Exercise details: Every line from the start of the entries up to and including the one bearing "7, 2, 7, 7, 9];" must be printed verbatim, without the pictures.

[BEGIN Data to use]

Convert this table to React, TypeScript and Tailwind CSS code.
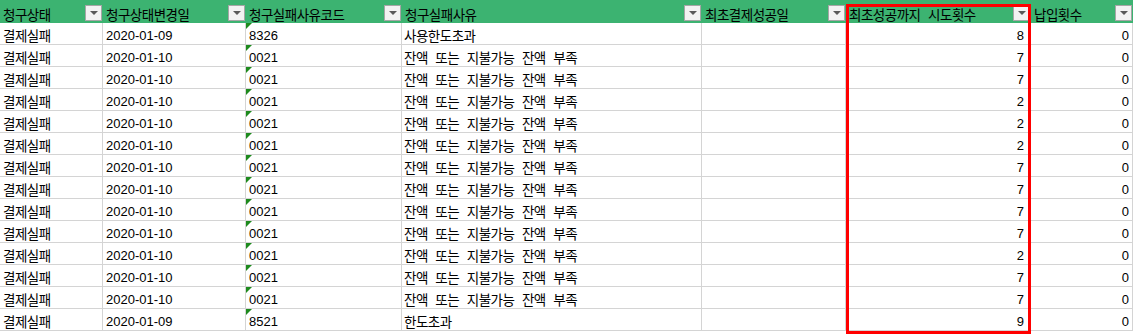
const headers = [
  "청구상태",
  "청구상태변경일",
  "청구실패사유코드",
  "청구실패사유",
  "최초결제성공일",
  "최초성공까지 시도횟수",
  "납입횟수",
];

const tries = [8, 7, 7, 2, 2, 2, 7, 7, 7, 7, 2, 7, 7, 9];

const rows = tries.map((n, i) => {
  const first = i === 0;
  const last = i === tries.length - 1;
  return {
    status: "결제실패",
    date: first || last ? "2020-01-09" : "2020-01-10",
    code: first ? "8326" : last ? "8521" : "0021",
    reason: first ? "사용한도초과" : last ? "한도초과" : "잔액 또는 지불가능 잔액 부족",
    tries: n,
    paid: 0,
  };
});

const cols = "grid grid-cols-[103px_143px_156px_300px_144px_185px_1fr]";
const kr = "[font-family:'Noto_Sans_CJK_KR','Liberation_Sans',sans-serif] text-[13.5px] tracking-[-0.5px] [word-spacing:5px]";
const num = "[font-family:'Liberation_Sans','Noto_Sans_CJK_KR',sans-serif] text-[13px]";
const cell = "h-[22px] border-r border-b border-[#d4d4d4] flex items-end pb-[2px] leading-none text-black overflow-hidden whitespace-nowrap";

const FilterButton = () => (
  <div className="absolute right-px top-[5px] w-[17px] h-[16px] border border-[#a6a6a6] bg-[#f2f2f2] flex items-center justify-center">
    <div className="w-0 h-0 border-l-[4px] border-r-[4px] border-t-[4px] border-l-transparent border-r-transparent border-t-[#595959]" />
  </div>
);

export default function App() {
  return (
    <div className="relative w-[1133px] h-[336px] bg-white overflow-hidden">
      <div className={`${cols} h-[23px] bg-[#3cb371]`}>
        {headers.map((h) => (
          <div key={h} className={`relative flex items-end pb-[2px] pl-[3px] leading-none text-black whitespace-nowrap ${kr}`}>
            {h}
            <FilterButton />
          </div>
        ))}
      </div>

      {rows.map((r, i) => (
        <div key={i} className={cols}>
          <div className={`${cell} ${kr} pl-[3px]`}>{r.status}</div>
          <div className={`${cell} ${num} pl-[3px]`}>{r.date}</div>
          <div className={`${cell} ${num} pl-[3px] relative`}>
            <div className="absolute left-0 top-0 w-0 h-0 border-t-[6px] border-r-[6px] border-t-[#1d8a1d] border-r-transparent" />
            {r.code}
          </div>
          <div className={`${cell} ${kr} pl-[2px]`}>{r.reason}</div>
          <div className={cell} />
          <div className={`${cell} ${num} justify-end pr-[6px]`}>{r.tries}</div>
          <div className={`${cell} ${num} justify-end pr-[3px]`}>{r.paid}</div>
        </div>
      ))}

      <div className="absolute left-[846px] top-[4px] w-[185px] h-[330px] border-[3px] border-[#ff0000] pointer-events-none" />
    </div>
  );
}
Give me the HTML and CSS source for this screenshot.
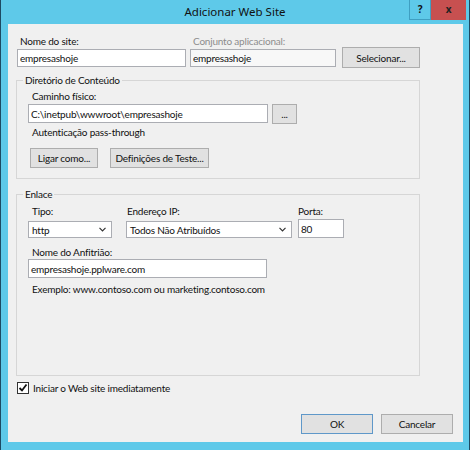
FILE: index.html
```html
<!DOCTYPE html>
<html lang="pt">
<head>
    <meta charset="UTF-8">
    <title>Adicionar Web Site</title>
    <link rel="stylesheet" href="styles.css">
</head>
<body>
    <div class="window">
        <div class="titlebar">
            <div></div>
            <div class="title">Adicionar Web Site</div>
            <div class="caption-buttons">
                <span class="cap-help">?</span>
                <span class="cap-close">x</span>
            </div>
        </div>

        <div class="client">
            <div class="top-row">
                <div class="field site-name">
                    <label>Nome do site:</label>
                    <input type="text" class="textbox" value="empresashoje">
                </div>
                <div class="field app-pool">
                    <label class="disabled">Conjunto aplicacional:</label>
                    <input type="text" class="textbox readonly" value="empresashoje" readonly>
                </div>
                <button class="btn btn-select">Selecionar...</button>
            </div>

            <fieldset class="group content-dir">
                <legend>Diretório de Conteúdo</legend>
                <div class="group-body">
                    <label class="cap">Caminho físico:</label>
                    <div class="path-row">
                        <input type="text" class="textbox path" value="C:\inetpub\wwwroot\empresashoje">
                        <button class="btn btn-browse">...</button>
                    </div>
                    <div class="cap note">Autenticação pass-through</div>
                    <div class="btn-row">
                        <button class="btn btn-connect">Ligar como...</button>
                        <button class="btn btn-test">Definições de Teste...</button>
                    </div>
                </div>
            </fieldset>

            <fieldset class="group binding">
                <legend>Enlace</legend>
                <div class="group-body">
                    <div class="binding-row">
                        <div class="field type">
                            <label>Tipo:</label>
                            <div class="dropdown">
                                <span>http</span>
                                <svg width="7" height="5" viewBox="0 0 7 5"><polyline points="0.5,0.8 3.5,3.8 6.5,0.8" fill="none" stroke="#333" stroke-width="1.2"/></svg>
                            </div>
                        </div>
                        <div class="field ip">
                            <label>Endereço IP:</label>
                            <div class="dropdown">
                                <span>Todos Não Atribuídos</span>
                                <svg width="7" height="5" viewBox="0 0 7 5"><polyline points="0.5,0.8 3.5,3.8 6.5,0.8" fill="none" stroke="#333" stroke-width="1.2"/></svg>
                            </div>
                        </div>
                        <div class="field port">
                            <label>Porta:</label>
                            <input type="text" class="textbox" value="80">
                        </div>
                    </div>
                    <label class="cap host-label">Nome do Anfitrião:</label>
                    <input type="text" class="textbox host" value="empresashoje.pplware.com">
                    <div class="cap example">Exemplo: www.contoso.com ou marketing.contoso.com</div>
                </div>
            </fieldset>

            <div class="check-row">
                <span class="checkbox">
                    <svg width="10" height="10" viewBox="0 0 10 10"><polyline points="1.5,5 4,7.5 8.5,1.5" fill="none" stroke="#111" stroke-width="1.8"/></svg>
                </span>
                <span>Iniciar o Web site imediatamente</span>
            </div>

            <div class="dialog-buttons">
                <button class="btn btn-ok">OK</button>
                <button class="btn">Cancelar</button>
            </div>
        </div>
    </div>
</body>
</html>
```

FILE: styles.css
```css
body {
    margin: 0;
    font-family: Lato, "Noto Sans", sans-serif;
    font-size: 10px;
    line-height: 14px;
    letter-spacing: -0.2px;
    color: #111;
}
.window {
    width: 470px;
    height: 450px;
    box-sizing: border-box;
    background: #5ec9e9;
    border-left: 1px solid #1d4a63;
    border-right: 1px solid #1d4a63;
}

/* title bar */
.titlebar {
    height: 24px;
    display: grid;
    grid-template-columns: 1fr auto 1fr;
}
.title {
    font-family: "Noto Sans", sans-serif;
    font-size: 11.5px;
    line-height: 24px;
    letter-spacing: 0;
    color: #111;
}
.caption-buttons {
    justify-self: end;
    display: flex;
    margin-right: 3px;
}
.cap-help, .cap-close {
    height: 20px;
    line-height: 19px;
    text-align: center;
    font-family: "Noto Sans", sans-serif;
    font-weight: bold;
    font-size: 10px;
}
.cap-help {
    width: 22px;
    border: 1px solid #3f9fc2;
    border-top: none;
    box-sizing: border-box;
}
.cap-close {
    width: 35px;
    background: #c75050;
    color: #222;
}

/* client area */
.client {
    margin: 0 6px 0 7px;
    height: 418px;
    box-sizing: border-box;
    background: #f0f0f0;
    padding: 10px 0 0 9px;
}
label {
    display: block;
}
.disabled {
    color: #8d8d8d;
}
.textbox {
    display: block;
    box-sizing: border-box;
    width: 100%;
    height: 18px;
    margin: 1px 0 0;
    padding: 0 2px;
    border: 1px solid #abadb3;
    background: #fff;
    font: inherit;
    letter-spacing: inherit;
    color: #111;
    outline: none;
}
.textbox.readonly {
    background: #f8f8f8;
}
.btn {
    box-sizing: border-box;
    height: 20px;
    padding: 0;
    border: 1px solid #adadad;
    background: #e1e1e1;
    font: inherit;
    letter-spacing: inherit;
    color: #111;
    white-space: nowrap;
}

.top-row {
    display: flex;
    align-items: flex-end;
}
.field.site-name {
    width: 169px;
    margin-right: 4px;
}
.field.site-name label {
    padding-left: 3px;
}
.field.app-pool {
    width: 146px;
    margin-right: 6px;
}
.field.app-pool label {
    padding-left: 3px;
}
.btn-select {
    width: 78px;
    height: 21px;
    margin-bottom: -1px;
}

/* group boxes */
.group {
    box-sizing: border-box;
    width: 404px;
    margin: 6px 0 0 -1px;
    padding: 0;
    border: 1px solid #d6d6d6;
    min-inline-size: 0;
}
.group legend {
    margin-left: 6px;
    padding: 0 2px;
    line-height: 14px;
}
.group-body {
    padding: 0 0 10px 11px;
}
.cap {
    padding-left: 4px;
}
.content-dir label.cap {
    margin-top: 2px;
}
.path-row {
    display: flex;
    align-items: flex-start;
    gap: 4px;
    margin-top: 1px;
}
.textbox.path {
    width: 240px;
    height: 19px;
    margin: 0;
}
.btn-browse {
    width: 25px;
    line-height: 10px;
}
.note {
    margin-top: 1px;
}
.btn-row {
    display: flex;
    gap: 12px;
    margin: 9px 0 0 2px;
}
.btn-connect {
    width: 68px;
}
.btn-test {
    width: 99px;
}

.binding {
    margin-top: 8px;
}
.binding .group-body {
    padding-bottom: 79px;
}
.binding-row {
    display: flex;
    align-items: flex-start;
    margin-top: 3px;
}
.field.type {
    width: 84px;
    margin-right: 14px;
}
.field.type label {
    padding-left: 4px;
}
.field.ip {
    width: 166px;
    margin-right: 6px;
}
.field.ip label {
    padding-left: 1px;
}
.field.port {
    width: 46px;
}
.field.port .textbox {
    height: 19px;
    margin-top: 1px;
}
.dropdown {
    box-sizing: border-box;
    height: 17px;
    margin-top: 3px;
    padding: 0 5px 0 3px;
    border: 1px solid #abadb3;
    background: #fff;
    display: flex;
    align-items: center;
    justify-content: space-between;
}
.host-label {
    margin-top: 7px;
}
.textbox.host {
    width: 239px;
    height: 19px;
    margin: 0;
}
.example {
    margin-top: 4px;
}

.check-row {
    display: flex;
    align-items: center;
    gap: 4px;
    margin-top: 5px;
}
.checkbox {
    box-sizing: border-box;
    width: 12px;
    height: 12px;
    border: 1px solid #333;
    background: #fff;
    display: flex;
    align-items: center;
    justify-content: center;
}

.dialog-buttons {
    display: flex;
    justify-content: flex-end;
    gap: 8px;
    margin: 19px 10px 0 0;
}
.dialog-buttons .btn {
    width: 72px;
}
.btn-ok {
    border-color: #5f98c9;
}
```
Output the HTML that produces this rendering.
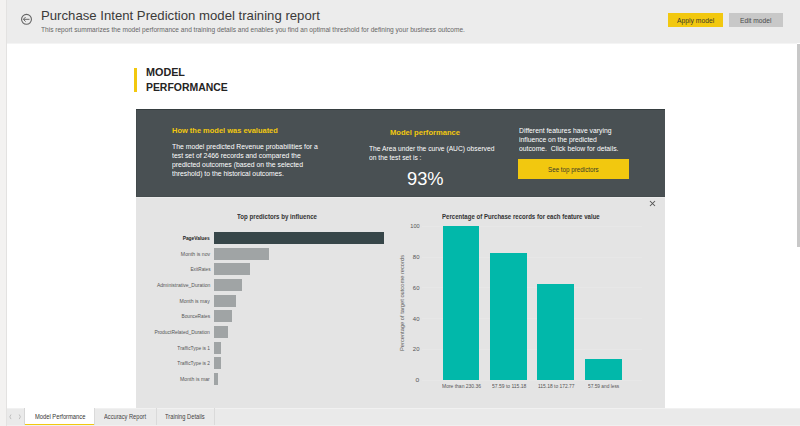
<!DOCTYPE html>
<html><head><meta charset="utf-8"><style>
html,body{margin:0;padding:0;width:800px;height:426px;overflow:hidden;background:#fff;}
body{position:relative;font-family:"Liberation Sans", sans-serif;}
.t{position:absolute;white-space:pre;}
.r{position:absolute;}
</style></head><body>
<div class="r" style="left:0.00px;top:0.00px;width:6.00px;height:426.00px;background:#f3f2f1;"></div>
<div class="r" style="left:6.00px;top:0.00px;width:1.00px;height:426.00px;background:#e3e2e1;"></div>
<div class="r" style="left:7.00px;top:0.00px;width:793.00px;height:43.00px;background:#ececec;"></div>
<div class="r" style="left:7.00px;top:43.00px;width:790.00px;height:1.00px;background:#f4f4f4;"></div>
<svg class="r" style="left:20px;top:13px" width="13" height="13" viewBox="0 0 13 13"><circle cx="6.5" cy="6.3" r="4.95" fill="none" stroke="#666" stroke-width="1.1"/><path d="M3.4 6.3H9.5M5.6 4.0L3.4 6.3L5.6 8.6" fill="none" stroke="#666" stroke-width="1"/></svg>
<div class="t" style="left:41.09px;transform-origin:left top;top:9.49px;font-size:13.60px;line-height:13.60px;color:#3b3a39;font-weight:400;transform:scaleX(0.9684);">Purchase Intent Prediction model training report</div>
<div class="t" style="left:40.79px;transform-origin:left top;top:26.32px;font-size:7.00px;line-height:7.00px;color:#666;font-weight:400;transform:scaleX(0.9384);">This report summarizes the model performance and training details and enables you find an optimal threshold for defining your business outcome.</div>
<div class="r" style="left:668.00px;top:13.00px;width:55.00px;height:14.00px;background:#f2c80f;"></div>
<div class="t" style="left:676.70px;transform-origin:left top;top:18.13px;font-size:6.70px;line-height:6.70px;color:#3a3a2a;font-weight:400;transform:scaleX(1.0133);">Apply model</div>
<div class="r" style="left:729.00px;top:13.00px;width:54.00px;height:14.00px;background:#c8c8c8;"></div>
<div class="t" style="left:739.90px;transform-origin:left top;top:18.38px;font-size:6.70px;line-height:6.70px;color:#4a4a4a;font-weight:400;transform:scaleX(0.9934);">Edit model</div>
<div class="r" style="left:797.00px;top:44.00px;width:3.00px;height:203.00px;background:#c8c8c8;"></div>
<div class="r" style="left:134.00px;top:68.00px;width:3.00px;height:24.00px;background:#f2c80f;"></div>
<div class="t" style="left:145.94px;transform-origin:left top;top:67.75px;font-size:10.45px;line-height:10.45px;color:#252423;font-weight:700;transform:scaleX(1.0338);">MODEL</div>
<div class="t" style="left:145.94px;transform-origin:left top;top:82.50px;font-size:10.45px;line-height:10.45px;color:#252423;font-weight:700;">PERFORMANCE</div>
<div class="r" style="left:136.00px;top:109.00px;width:529.00px;height:88.00px;background:#495053;"></div>
<div class="r" style="left:136.00px;top:109.00px;width:529.00px;height:1.00px;background:#363e40;"></div>
<div class="r" style="left:136.00px;top:110.00px;width:1.00px;height:87.00px;background:#42494b;"></div>
<div class="r" style="left:136.00px;top:196.00px;width:529.00px;height:1.00px;background:#454c4e;"></div>
<div class="t" style="left:172.38px;transform-origin:left top;top:127.14px;font-size:7.40px;line-height:7.40px;color:#f2c80f;font-weight:700;transform:scaleX(1.0106);">How the model was evaluated</div>
<div class="t" style="left:172.39px;transform-origin:left top;top:142.81px;font-size:7.10px;line-height:9.05px;color:#fff;font-weight:400;transform:scaleX(0.9655);">The model predicted Revenue probabilities for a
test set of 2466 records and compared the
predicted outcomes (based on the selected
threshold) to the historical outcomes.</div>
<div class="t" style="left:389.68px;transform-origin:left top;top:128.64px;font-size:7.40px;line-height:7.40px;color:#f2c80f;font-weight:700;transform:scaleX(1.0272);">Model performance</div>
<div class="t" style="left:368.79px;transform-origin:left top;top:145.37px;font-size:7.00px;line-height:8.80px;color:#fff;font-weight:400;transform:scaleX(0.9565);">The Area under the curve (AUC) observed
on the test set is :</div>
<div class="t" style="left:406.96px;transform-origin:left top;top:171.05px;font-size:17.90px;line-height:17.90px;color:#fff;font-weight:400;transform:scaleX(1.0213);">93%</div>
<div class="t" style="left:519.49px;transform-origin:left top;top:125.57px;font-size:7.00px;line-height:9.20px;color:#fff;font-weight:400;transform:scaleX(0.9718);">Different features have varying
influence on the predicted
outcome.  Click below for details.</div>
<div class="r" style="left:518.00px;top:159.00px;width:111.00px;height:20.00px;background:#f2c80f;"></div>
<div class="t" style="left:548.10px;transform-origin:left top;top:166.93px;font-size:6.70px;line-height:6.70px;color:#3a3a2a;font-weight:400;transform:scaleX(0.9341);">See top predictors</div>
<div class="r" style="left:136.00px;top:197.00px;width:529.00px;height:211.00px;background:#e4e4e4;"></div>
<div class="r" style="left:136.00px;top:197.00px;width:529.00px;height:1.00px;background:#ebebeb;"></div>
<div class="t" style="left:236.80px;transform-origin:left top;top:213.61px;font-size:6.60px;line-height:6.60px;color:#333;font-weight:700;transform:scaleX(0.9304);">Top predictors by influence</div>
<div class="r" style="left:214.00px;top:232.10px;width:170.00px;height:12.00px;background:#374649;"></div>
<div class="t" style="right:589.94px;text-align:right;transform-origin:right top;top:236.14px;font-size:5.50px;line-height:5.50px;color:#252423;font-weight:700;transform:scaleX(0.8807);">PageValues</div>
<div class="r" style="left:214.00px;top:247.74px;width:55.40px;height:12.00px;background:#a0a4a5;"></div>
<div class="t" style="right:589.94px;text-align:right;transform-origin:right top;top:251.78px;font-size:5.50px;line-height:5.50px;color:#555;font-weight:400;transform:scaleX(0.9404);">Month is nov</div>
<div class="r" style="left:214.00px;top:263.38px;width:36.00px;height:12.00px;background:#a0a4a5;"></div>
<div class="t" style="right:589.94px;text-align:right;transform-origin:right top;top:267.42px;font-size:5.50px;line-height:5.50px;color:#555;font-weight:400;transform:scaleX(0.8549);">ExitRates</div>
<div class="r" style="left:214.00px;top:279.02px;width:28.00px;height:12.00px;background:#a0a4a5;"></div>
<div class="t" style="right:589.94px;text-align:right;transform-origin:right top;top:283.06px;font-size:5.50px;line-height:5.50px;color:#555;font-weight:400;transform:scaleX(0.9150);">Administrative_Duration</div>
<div class="r" style="left:214.00px;top:294.66px;width:22.10px;height:12.00px;background:#a0a4a5;"></div>
<div class="t" style="right:589.94px;text-align:right;transform-origin:right top;top:298.70px;font-size:5.50px;line-height:5.50px;color:#555;font-weight:400;transform:scaleX(0.9270);">Month is may</div>
<div class="r" style="left:214.00px;top:310.30px;width:18.00px;height:12.00px;background:#a0a4a5;"></div>
<div class="t" style="right:589.94px;text-align:right;transform-origin:right top;top:314.34px;font-size:5.50px;line-height:5.50px;color:#555;font-weight:400;transform:scaleX(0.8637);">BounceRates</div>
<div class="r" style="left:214.00px;top:325.94px;width:13.80px;height:12.00px;background:#a0a4a5;"></div>
<div class="t" style="right:589.94px;text-align:right;transform-origin:right top;top:329.98px;font-size:5.50px;line-height:5.50px;color:#555;font-weight:400;transform:scaleX(0.8958);">ProductRelated_Duration</div>
<div class="r" style="left:214.00px;top:341.58px;width:7.20px;height:12.00px;background:#a0a4a5;"></div>
<div class="t" style="right:589.94px;text-align:right;transform-origin:right top;top:345.62px;font-size:5.50px;line-height:5.50px;color:#555;font-weight:400;transform:scaleX(0.8819);">TrafficType is 1</div>
<div class="r" style="left:214.00px;top:357.22px;width:6.50px;height:12.00px;background:#a0a4a5;"></div>
<div class="t" style="right:589.94px;text-align:right;transform-origin:right top;top:361.26px;font-size:5.50px;line-height:5.50px;color:#555;font-weight:400;transform:scaleX(0.8819);">TrafficType is 2</div>
<div class="r" style="left:214.00px;top:372.86px;width:4.00px;height:12.00px;background:#a0a4a5;"></div>
<div class="t" style="right:589.94px;text-align:right;transform-origin:right top;top:376.90px;font-size:5.50px;line-height:5.50px;color:#555;font-weight:400;transform:scaleX(0.9381);">Month is mar</div>
<div class="t" style="left:442.05px;transform-origin:left top;top:214.01px;font-size:6.60px;line-height:6.60px;color:#333;font-weight:700;transform:scaleX(0.9216);">Percentage of Purchase records for each feature value</div>
<svg class="r" style="left:648px;top:200px" width="9" height="8" viewBox="0 0 9 8"><path d="M2 1L7 6M7 1L2 6" stroke="#555" stroke-width="1.05"/></svg>
<div class="r" style="left:422.00px;top:225.75px;width:220.00px;height:1.00px;background:#e7e7e7;"></div>
<div class="t" style="right:380.53px;text-align:right;transform-origin:right top;top:224.14px;font-size:5.80px;line-height:5.80px;color:#555;font-weight:400;transform:scaleX(0.9665);">100</div>
<div class="r" style="left:422.00px;top:256.55px;width:220.00px;height:1.00px;background:#e7e7e7;"></div>
<div class="t" style="right:380.53px;text-align:right;transform-origin:right top;top:254.94px;font-size:5.80px;line-height:5.80px;color:#555;font-weight:400;transform:scaleX(1.0302);">80</div>
<div class="r" style="left:422.00px;top:287.35px;width:220.00px;height:1.00px;background:#e7e7e7;"></div>
<div class="t" style="right:380.53px;text-align:right;transform-origin:right top;top:285.74px;font-size:5.80px;line-height:5.80px;color:#555;font-weight:400;transform:scaleX(1.0302);">60</div>
<div class="r" style="left:422.00px;top:318.15px;width:220.00px;height:1.00px;background:#e7e7e7;"></div>
<div class="t" style="right:380.53px;text-align:right;transform-origin:right top;top:316.54px;font-size:5.80px;line-height:5.80px;color:#555;font-weight:400;transform:scaleX(1.0302);">40</div>
<div class="r" style="left:422.00px;top:348.95px;width:220.00px;height:1.00px;background:#e7e7e7;"></div>
<div class="t" style="right:380.53px;text-align:right;transform-origin:right top;top:347.34px;font-size:5.80px;line-height:5.80px;color:#555;font-weight:400;transform:scaleX(1.0302);">20</div>
<div class="r" style="left:422.00px;top:379.75px;width:220.00px;height:1.00px;background:#e7e7e7;"></div>
<div class="t" style="right:380.53px;text-align:right;transform-origin:right top;top:378.14px;font-size:5.80px;line-height:5.80px;color:#555;font-weight:400;transform:scaleX(1.1588);">0</div>
<div class="r" style="left:442.60px;top:226.25px;width:36.50px;height:153.95px;background:#01b8aa;"></div>
<div class="r" style="left:490.00px;top:252.75px;width:36.50px;height:127.45px;background:#01b8aa;"></div>
<div class="r" style="left:537.30px;top:284.00px;width:36.50px;height:96.20px;background:#01b8aa;"></div>
<div class="r" style="left:585.00px;top:358.80px;width:36.50px;height:21.40px;background:#01b8aa;"></div>
<div class="t" style="left:442.13px;transform-origin:left top;top:383.64px;font-size:5.50px;line-height:5.50px;color:#555;font-weight:400;transform:scaleX(0.9050);">More than 230.36</div>
<div class="t" style="left:491.83px;transform-origin:left top;top:383.64px;font-size:5.50px;line-height:5.50px;color:#555;font-weight:400;transform:scaleX(0.9075);">57.59 to 115.18</div>
<div class="t" style="left:538.34px;transform-origin:left top;top:383.64px;font-size:5.50px;line-height:5.50px;color:#555;font-weight:400;transform:scaleX(0.8934);">115.18 to 172.77</div>
<div class="t" style="left:588.34px;transform-origin:left top;top:383.64px;font-size:5.50px;line-height:5.50px;color:#555;font-weight:400;transform:scaleX(0.8728);">57.59 and less</div>
<div class="t" style="left:353.5px;top:299.7px;width:96px;height:6px;text-align:center;font-size:5.6px;line-height:6px;color:#605e5c;transform:rotate(-90deg) scaleX(1.0223);">Percentage of target outcome records</div>
<div class="r" style="left:7.00px;top:408.00px;width:793.00px;height:18.00px;background:#eaeaea;"></div>
<div class="r" style="left:7.00px;top:408.00px;width:793.00px;height:1.00px;background:#f1f1f1;"></div>
<svg class="r" style="left:7px;top:412px" width="17" height="10" viewBox="0 0 17 10"><path d="M4 2.5L2.8 4.8L4 7.1M12.2 2.5L13.4 4.8L12.2 7.1" fill="none" stroke="#b4b4b4" stroke-width="0.8"/></svg>
<div class="r" style="left:24.00px;top:408.00px;width:70.40px;height:17.00px;background:#fff;"></div>
<div class="r" style="left:24.00px;top:408.00px;width:1.00px;height:18.00px;background:#d6d6d6;"></div>
<div class="r" style="left:25.00px;top:424.00px;width:69.40px;height:1.20px;background:#f2c80f;"></div>
<div class="r" style="left:7.00px;top:425.20px;width:793.00px;height:0.80px;background:#f0f0f0;"></div>
<div class="t" style="left:34.81px;transform-origin:left top;top:414.27px;font-size:6.30px;line-height:6.30px;color:#333;font-weight:400;transform:scaleX(0.9167);">Model Performance</div>
<div class="r" style="left:94.40px;top:408.00px;width:1.00px;height:17.00px;background:#dadada;"></div>
<div class="r" style="left:155.70px;top:408.00px;width:1.00px;height:17.00px;background:#dadada;"></div>
<div class="r" style="left:213.80px;top:408.00px;width:1.00px;height:17.00px;background:#dadada;"></div>
<div class="t" style="left:104.11px;transform-origin:left top;top:414.27px;font-size:6.30px;line-height:6.30px;color:#444;font-weight:400;transform:scaleX(0.9040);">Accuracy Report</div>
<div class="t" style="left:165.01px;transform-origin:left top;top:414.27px;font-size:6.30px;line-height:6.30px;color:#444;font-weight:400;transform:scaleX(0.9095);">Training Details</div>
</body></html>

[END Data to use]

Expected answer:
Convert this table to React, TypeScript and Tailwind CSS code.
const headers = [
  "청구상태",
  "청구상태변경일",
  "청구실패사유코드",
  "청구실패사유",
  "최초결제성공일",
  "최초성공까지 시도횟수",
  "납입횟수",
];

const tries = [8, 7, 7, 2, 2, 2, 7, 7, 7, 7, 2, 7, 7, 9];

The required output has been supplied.